Now utilize the record_video() function created above, to record a video. Click the recording button, and then the browser will ask for user permission to access the webcam and microphone (if you have not allowed these by default) after allowing, the video will start recording and will be saved into the disk after a few seconds. Please make sure to have neutral facial expressions at the start of the video to get the best Deep Fake results.

You can also use a pre-recorded video if you want, by skipping this step and saving that pre-recorded video at the video_path.

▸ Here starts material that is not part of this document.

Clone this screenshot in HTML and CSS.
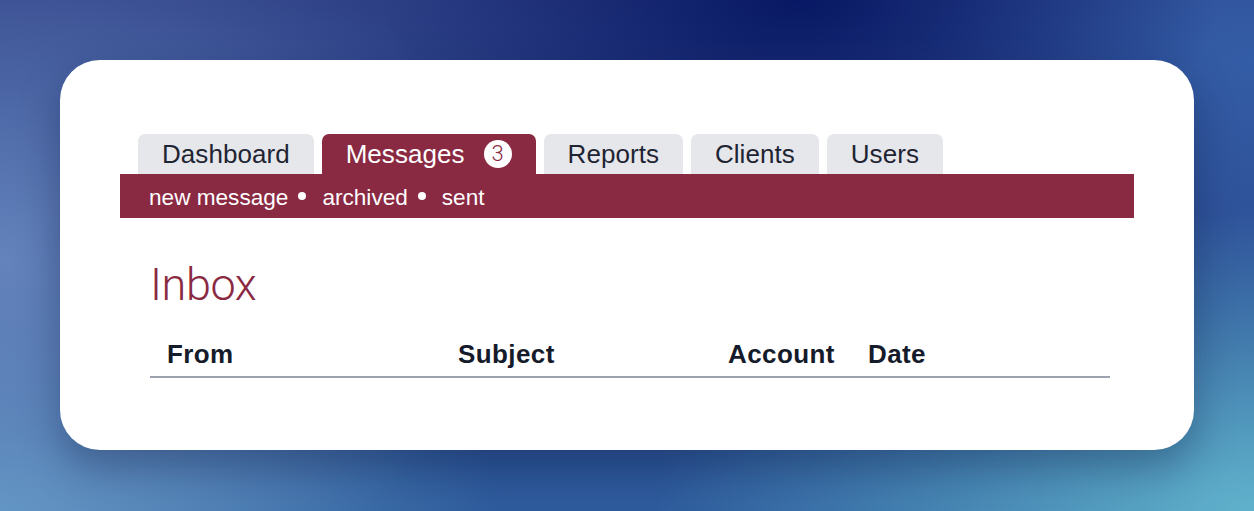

# Specify the width at which the video will be displayed.
video_width = 300

# Specify the path of the video.
video_path = 'Video.mp4'

# Record the video.
record_video(video_path)

# Read the Video file.
video_file = open(video_path, "r+b").read()

# Display the Recorded Video, using HTML.
video_url = f"data:video/mp4;base64,{b64encode(video_file).decode()}"
HTML(f"""<video width={video_width} controls><source src="{video_url}"></video>""")

The video is saved, but the issue is that the video is just a set of frames with no FPS and Duration information, and this can cause issues later on, so now, before proceeding further, resolve the issue by utilizing the FFMPEG command.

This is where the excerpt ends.